In its very beginning, film was purely a cinematographer's medium - a camera operator recording what's in front of them. And while it's since become a medium defined by the landmark achievements of actors, writers, directors, editors and composers, the cinematographer remains quite literally the most essential role in the making of a film; meanwhile, a great cinematographer can be as crucial an artistic force as the writers and directors whose stories they help bring to life.

Over the course of five weeknights at 9:30pm, SBS World Movies invites you to bask in the unforgettable imagery - all captured on 35mm film - that these five legendary cinematographers have created for the directors they've enjoyed an ongoing collaboration with.

Eternal Sunshine of the Spotless Mind

Monday 14 December, 9:30pm on SBS World Movies

M
USA, 2004
Genre: Comedy, Romance, Sci-Fi
Language: English
Director: Michel Gondry
Starring: Jim Carrey, Kate Winslet, Kirsten Dunst, Mark Ruffalo, Elijah Wood, Tom Wilkinson
What's it about?
Joel (Carrey) is stunned to discover that his girlfriend, Clementine (Winslet), has had their tumultuous relationship erased from her mind. Out of desperation, he contacts the inventor of the process, Dr Howard Mierzwiak (Wilkinson), to get the same treatment. But as his memories of Clementine begin to fade, Joel suddenly realises how much he still loves her.

This Oscar-winning modern classic was shot by Ellen Kuras (a regular collaborator with Gondry, as well as Spike Lee and Martin Scorsese), and the film's dreamlike (and sometimes nightmarish) feel owes a lot to her work as cinematographer. “[It] broke every rule and did it with such elegance and poetry," she reflects. "It has a much bigger feel than what it actually was, with in-camera trickery that would now be done with a lot of effects.”


NOTE: No catch-up at SBS On Demand
Eternal Sunshine of the Spotless Mind
Source: SBS Movies


The Last Emperor

Tuesday 15 December, 9:30pm on SBS World Movies

M
China, UK, Italy, France, 1987
Genre: Biography, Drama, History
Language: English, Mandarin
Director: Bernardo Bertolucci
Starring: Victor Wong, John Lone, Ruocheng Ying, Joan Chen, Peter O'Toole
What's it about?
A dramatic history of Pu Yi (played by John Lone as an adult), the last of the Emperors of China, from his lofty birth and brief reign in the Forbidden City, the object of worship by half a billion people; through his abdication, his decline and dissolute lifestyle; his exploitation by the invading Japanese, and finally to his obscure existence as just another peasant worker in the People's Republic.

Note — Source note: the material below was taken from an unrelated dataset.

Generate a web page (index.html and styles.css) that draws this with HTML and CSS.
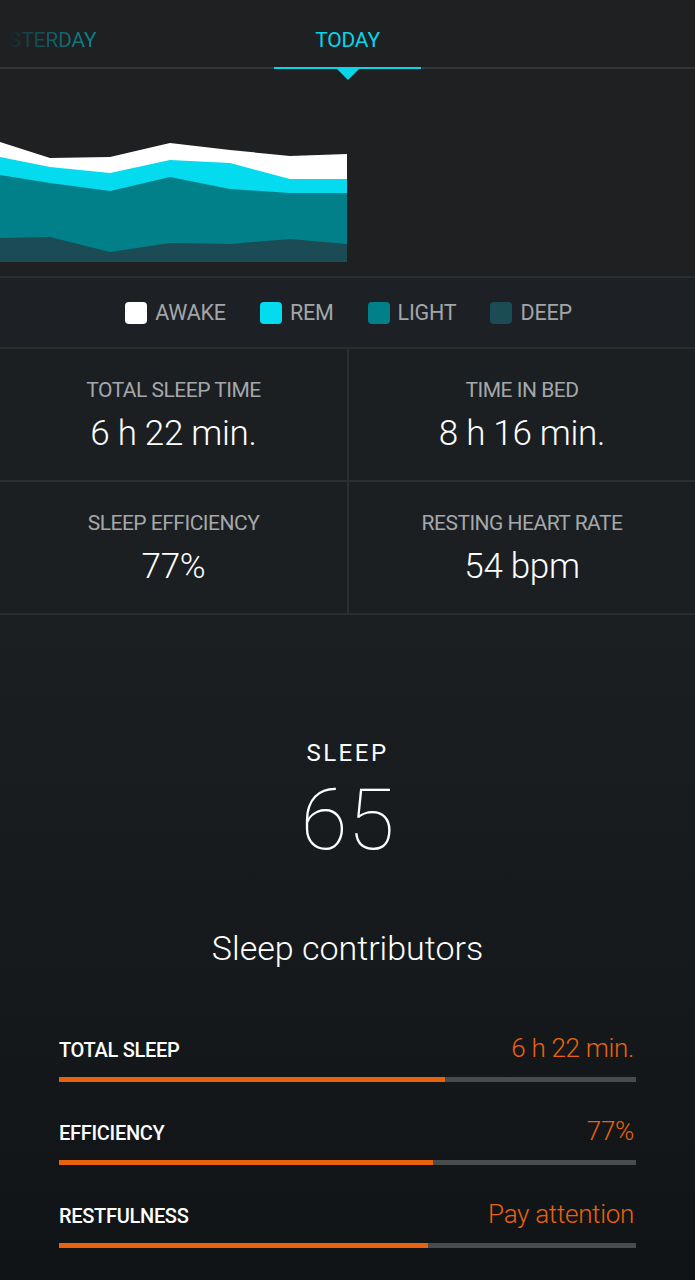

This 1988 Academy Award-winner for Best Picture also earned DP Vittorio Storaro his third Oscar (following Apocalypse Now and Reds), though his most famous work for Bertolucci (including The Conformist, Last Tango in Paris and 1900) had been ignored by the Academy until then. Befitting his visual mastery, Storaro became renowned within the industry for his striking fashion sense, as Francis Ford Coppola recounts: “Vittorio is the only man I ever knew that could fall off a ladder in a white suit, into the mud, and not get dirty."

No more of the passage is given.